29 U.S.C. 211(c); see 29 C.F.R. 516.1 (form of records required); 29 C.F.R. 516.7 (place for keeping records and availability for inspection).

[6]    As a general matter, the Supreme Court "has consistently construed the Act 'liberally to apply to the furthest reaches consistent with congressional direction.'" Tony & Susan Alamo Found. v. Sec'y of Labor, 471 U.S. 290, 296 (1985) (quoting Mitchell v. Lublin, McGaughy & Assocs., 358 U.S. 207, 211 (1959)).

[7]    Section 9 states that "[f]or the purpose of any hearing or investigation provided for in this chapter, the provisions of sections 49 and 50 of Title 15 (relating to the attendance of witnesses and the production of books, papers, and documents), are made applicable to the jurisdiction, powers, and duties of the Administrator, the Secretary of Labor, and the industry committees." 29 U.S.C. 209. In turn, the Federal Trade Commission "shall have power to require by subpoena the attendance and testimony of witnesses and the production of all such documentary evidence relating to any matter under investigation." 15 U.S.C. 49.

[8]    See 10th Cir. R. 32.1(A), (B); 1st Cir. R. 36(c).
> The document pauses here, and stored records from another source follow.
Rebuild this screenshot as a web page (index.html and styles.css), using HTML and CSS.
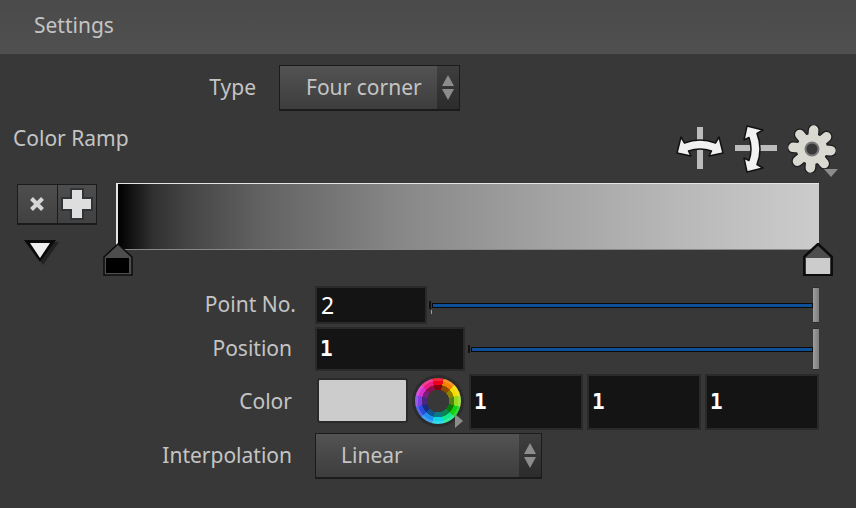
FILE: index.html
```html
<!DOCTYPE html>
<html lang="en">
<head>
<meta charset="utf-8">
<title>Settings</title>
<link rel="stylesheet" href="styles.css">
</head>
<body>
<header class="header">Settings</header>
<main class="panel">
  <div class="row type-row">
    <label class="label type-label">Type</label>
    <div class="select type-select">
      <span class="select-text">Four corner</span>
      <span class="arrows"><i class="up"></i><i class="down"></i></span>
    </div>
  </div>
  <div class="ramp-head">
    <span class="ramp-title">Color Ramp</span>
    <div class="tools">
      <svg class="tool" width="50" height="46" viewBox="0 0 50 46">
        <rect x="21" y="2" width="6" height="42" fill="#bcbcbc"/>
        <path d="M1 28 L5 12 L8.500 18 Q24 12 39.500 18 L43 12 L47 28 L33 31 L35.500 26 Q24 22 12.500 26 L15 31 Z" fill="#f1f1f1" stroke="#111" stroke-width="1.500" stroke-linejoin="round"/>
      </svg>
      <svg class="tool" width="46" height="48" viewBox="0 0 46 48">
        <rect x="1" y="20" width="42" height="6" fill="#bcbcbc"/>
        <path d="M13 1 L29 5 L23 8.500 Q29 24 23 39.500 L29 43 L13 47 L10 33 L15 35.500 Q19 24 15 12.500 L10 15 Z" fill="#f1f1f1" stroke="#111" stroke-width="1.500" stroke-linejoin="round"/>
      </svg>
      <span class="gear-wrap">
        <svg width="48" height="48" viewBox="0 0 48 48">
          <g transform="rotate(5 24 24)" stroke-linecap="round">
            <g stroke="#1c1c1c" stroke-width="12">
              <path d="M24 5 V43 M5 24 H43 M10.600 10.600 L37.400 37.400 M37.400 10.600 L10.600 37.400"/>
            </g>
            <circle cx="24" cy="24" r="16" fill="#1c1c1c"/>
            <g stroke="#d9d9d2" stroke-width="9.500">
              <path d="M24 5 V43 M5 24 H43 M10.600 10.600 L37.400 37.400 M37.400 10.600 L10.600 37.400"/>
            </g>
            <circle cx="24" cy="24" r="15" fill="#d9d9d2"/>
          </g>
          <circle cx="24" cy="24" r="6.500" fill="#383838" stroke="#777" stroke-width="2"/>
        </svg>
        <i class="gear-caret"></i>
      </span>
    </div>
  </div>
  <div class="ramp-area">
    <div class="ramp-side">
      <div class="btn-group">
        <button class="btn" type="button">
          <svg width="16" height="16" viewBox="0 0 16 16"><path d="M2.500 2.500 L13.500 13.500 M13.500 2.500 L2.500 13.500" stroke="#d6d6d6" stroke-width="4"/></svg>
        </button>
        <button class="btn" type="button">
          <svg width="36" height="36" viewBox="0 0 36 36"><path class="plus" d="M13 4 H23 V13 H32 V23 H23 V32 H13 V23 H4 V13 H13 Z"/></svg>
        </button>
      </div>
      <svg class="tri" width="36" height="26" viewBox="0 0 36 26"><path d="M5 3 H36 L20 26 Z" fill="#222"/><path d="M1 1 H33 L17 23 Z" fill="#0a0a0a"/><path d="M7 4 H27 L17 19 Z" fill="#efefef"/></svg>
    </div>
    <div class="ramp"></div>
    <svg class="marker marker-left" width="30" height="33" viewBox="0 0 30 33"><path d="M15 1 L29 14 V32 H1 V14 Z" fill="#4d4d4d" stroke="#0c0c0c" stroke-width="1.500"/><rect x="3" y="15" width="23" height="15" fill="#000"/></svg>
    <svg class="marker marker-right" width="30" height="33" viewBox="0 0 30 33"><path d="M15 1 L29 14 V32 H1 V14 Z" fill="#4d4d4d" stroke="#0c0c0c" stroke-width="2.500"/><rect x="3" y="15" width="24" height="16" fill="#ccc"/></svg>
  </div>
  <div class="row point-row">
    <label class="label point-label">Point No.</label>
    <div class="field point-field plain">2</div>
    <div class="slider"><span class="slider-start"></span><span class="track"></span><span class="handle"></span></div>
  </div>
  <div class="row position-row">
    <label class="label position-label">Position</label>
    <div class="field position-field">1</div>
    <div class="slider"><span class="slider-start"></span><span class="track"></span><span class="handle"></span></div>
  </div>
  <div class="row color-row">
    <label class="label color-label">Color</label>
    <div class="swatch"></div>
    <span class="wheel-wrap"><span class="wheel"></span><i class="wheel-caret"></i></span>
    <div class="field color-field">1</div>
    <div class="field color-field">1</div>
    <div class="field color-field">1</div>
  </div>
  <div class="row interp-row">
    <label class="label interp-label">Interpolation</label>
    <div class="select interp-select">
      <span class="select-text">Linear</span>
      <span class="arrows"><i class="up"></i><i class="down"></i></span>
    </div>
  </div>
</main>
</body>
</html>
```
FILE: styles.css
```css
* { box-sizing: border-box; }
html, body { margin: 0; padding: 0; }
body {
  width: 856px;
  height: 508px;
  overflow: hidden;
  background: #383838;
  color: #c4c4c4;
  font-family: "Noto Sans", sans-serif;
  font-size: 21px;
}
.header {
  height: 54px;
  padding: 9px 0 0 34px;
  line-height: 32px;
  background: linear-gradient(#4a4a4a, #505050);
}
.panel { display: flex; flex-direction: column; }
.row { display: flex; align-items: center; }
.label { text-align: right; line-height: 30px; padding-bottom: 2px; }
.type-row { margin-top: 11px; height: 46px; }
.type-label { width: 256px; margin-right: 23px; }
.select {
  position: relative;
  display: flex;
  align-items: center;
  height: 46px;
  border: 1px solid #1b1b1b;
  border-bottom-width: 2px;
  background: linear-gradient(#535353, #3d3d3d);
}
.type-select { width: 181px; }
.interp-select { width: 227px; }
.select-text { flex: 1; padding-left: 26px; padding-bottom: 1px; }
.interp-select .select-text { padding-left: 25px; }
.arrows {
  width: 22px;
  height: 100%;
  background: linear-gradient(#3e3e3e, #2c2c2c);
  display: flex;
  flex-direction: column;
  justify-content: center;
  align-items: center;
  gap: 3px;
}
.arrows .up, .arrows .down {
  width: 0;
  height: 0;
  border-left: 6px solid transparent;
  border-right: 6px solid transparent;
}
.arrows .up { border-bottom: 11px solid #8c8c8c; }
.arrows .down { border-top: 11px solid #8c8c8c; }
.ramp-head {
  display: flex;
  justify-content: space-between;
  height: 72px;
  margin-top: 14px;
  padding: 0 18px 0 13px;
}
.ramp-title { line-height: 26px; }
.tools { display: flex; align-items: flex-start; gap: 8px; }
.tool { display: block; }
.gear-wrap { position: relative; display: block; width: 50px; height: 52px; }
.gear-caret {
  position: absolute;
  right: 0;
  bottom: 0;
  border-left: 7px solid transparent;
  border-right: 7px solid transparent;
  border-top: 8px solid #8c8c8c;
}
.ramp-area { position: relative; display: flex; height: 103px; padding-left: 17px; margin-top: -14px; }
.ramp-side { width: 99px; }
.btn-group {
  display: flex;
  width: 80px;
  height: 41px;
  margin-top: 1px;
  border: 1px solid #1b1b1b;
  border-bottom-width: 2px;
  background: linear-gradient(#4e4e4e, #414141);
}
.btn {
  flex: 1;
  display: flex;
  align-items: center;
  justify-content: center;
  padding: 0;
  border: 0;
  background: none;
}
.btn + .btn { border-left: 1px solid #1b1b1b; }
.plus { fill: #dedede; stroke: #2e3438; stroke-width: 4; paint-order: stroke; }
.tri { display: block; margin: 14px 0 0 6px; }
.ramp {
  width: 703px;
  height: 67px;
  border-top: 1px solid #e4e4e4;
  border-left: 2px solid #e4e4e4;
  border-bottom: 1px solid #888;
  background: linear-gradient(90deg, #000 0, #303030 5%, #454545 10%, #616161 20%, #878787 40%, #a1a1a1 60%, #b8b8b8 80%, #ccc 100%);
}
.marker { position: absolute; top: 60px; display: block; }
.marker-left { left: 103px; }
.marker-right { left: 803px; }
.field {
  display: flex;
  align-items: center;
  padding-left: 3px;
  background: #141414;
  border: 2px solid #2a2a2a;
  color: #fff;
  font-family: "DejaVu Sans Mono", monospace;
  font-weight: 700;
  font-size: 21px;
}
.field.plain { font-weight: 400; font-size: 23px; padding-left: 4px; font-family: "Noto Sans", sans-serif; }
.point-row { height: 38px; }
.point-label { width: 296px; margin-right: 19px; }
.point-field { width: 112px; height: 38px; }
.position-row { height: 44px; margin-top: 3px; }
.position-label { width: 292px; margin-right: 23px; }
.position-field { width: 150px; height: 44px; }
.slider { position: relative; flex: 1; height: 36px; margin-right: 37px; display: flex; align-items: center; }
.point-row .slider { margin-left: 2px; }
.position-row .slider { margin-left: 3px; height: 42px; }
.track {
  flex: 1;
  height: 5px;
  margin: 0 6px 0 1px;
  background: #0d5099;
  border: 1px solid #0a0a0a;
}
.slider-start { position: relative; width: 2px; height: 8px; background: #111; }
.point-row .slider-start::after {
  content: "";
  position: absolute;
  left: 2px;
  top: 9px;
  width: 1px;
  height: 4px;
  background: #9a9a9a;
}
.handle {
  position: absolute;
  right: 0;
  top: 0;
  width: 6px;
  height: 100%;
  background: linear-gradient(90deg, #9f9f9f, #7c7c7c);
  border: 1px solid #2c2c2c;
  border-width: 1px 0;
}
.color-row { height: 56px; margin-top: 3px; }
.color-label { width: 292px; margin-right: 25px; padding-bottom: 3px; }
.swatch {
  width: 91px;
  height: 45px;
  margin-bottom: 4px;
  background: #ccc;
  border: 2px solid #2a2a2a;
  border-radius: 3px;
}
.wheel-wrap { position: relative; display: block; width: 56px; height: 52px; margin-left: 5px; }
.wheel {
  position: absolute;
  left: 2px;
  top: 2px;
  width: 46px;
  height: 46px;
  border-radius: 50%;
  background:
    radial-gradient(circle, #383838 0 11px, rgba(0,0,0,.42) 11.500px 16px, rgba(0,0,0,0) 16.500px 20px, rgba(255,255,255,.16) 20.500px 23px),
    conic-gradient(#f00018 0 15deg, #f58200 15deg 45deg, #f5dc00 45deg 75deg, #94dc20 75deg 105deg, #10d010 105deg 135deg, #10e88c 135deg 165deg, #10d4e8 165deg 195deg, #1e90f0 195deg 225deg, #2c4ce0 225deg 255deg, #8040e0 255deg 285deg, #d830d0 285deg 315deg, #ee1c80 315deg 345deg, #f00018 345deg 360deg);
  box-shadow: 0 0 0 3px #2c2c2c;
}
.wheel-caret {
  position: absolute;
  right: 6px;
  bottom: 0;
  border-top: 7px solid transparent;
  border-bottom: 7px solid transparent;
  border-left: 8px solid #8c8c8c;
}
.color-field { height: 56px; width: 114px; }
.color-field + .color-field { margin-left: 4px; }
.interp-row { margin-top: 3px; height: 46px; }
.interp-label { width: 292px; margin-right: 23px; }
```
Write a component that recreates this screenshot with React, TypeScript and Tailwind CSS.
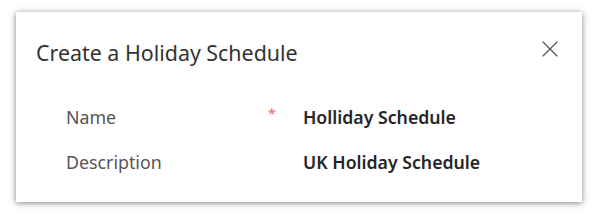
import { X } from 'lucide-react';

const font = { fontFamily: '"Noto Sans", "Open Sans", sans-serif' };

function Row({ label, value, required }: { label: string; value: string; required?: boolean }) {
  return (
    <div className="flex h-[45px] items-center">
      <div className="w-[202px] text-[17.8px] text-[#555]">{label}</div>
      <div className="-mt-2 w-[35px] text-[14px] text-[#e86c6c]">{required ? '*' : ''}</div>
      <div className="text-[17.7px] font-semibold text-[#262626]">{value}</div>
    </div>
  );
}

export default function App() {
  return (
    <div className="h-[214px] w-[600px] bg-white pl-4 pt-3" style={font}>
      <div className="flex h-[190px] w-[566px] flex-col bg-white shadow-[0_1px_6px_rgba(0,0,0,0.5)]">
        <div className="flex items-center justify-between pl-5 pr-[18px] pt-[25px]">
          <h1 className="text-[21.4px] text-[#333]">Create a Holiday Schedule</h1>
          <X className="-mt-2 h-[28px] w-[28px] text-[#555]" strokeWidth={1} />
        </div>
        <div className="pl-[50px] pt-[26px]">
          <Row label="Name" value="Holliday Schedule" required />
          <Row label="Description" value="UK Holiday Schedule" />
        </div>
      </div>
    </div>
  );
}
[9]    CSG asserts (Br. 7-8, 20) that DOL is not even investigating the employee status of its members. This is not the case. The documents sought in the Secretary's subpoena (App. 32) seek not only hours of work but documents that could indicate joint employment relationships. Although CSG has produced some of the documents listed in the subpoena, it has not fully complied. Some of the documents that CSG has not yet produced, such as contracts, billing invoices, and work orders, could establish joint employment and thus are relevant to coverage. Of course, even if CSG fully complied with the subpoena, it does not automatically follow that its appeal is moot since CSG is also contesting the Secretary's authority to issue the subpoena, and therefore retains an interest in the case. See, e.g., United States v. Constr. Prods. Research, Inc., 73 F.3d 464, 469 (2d Cir. 1996).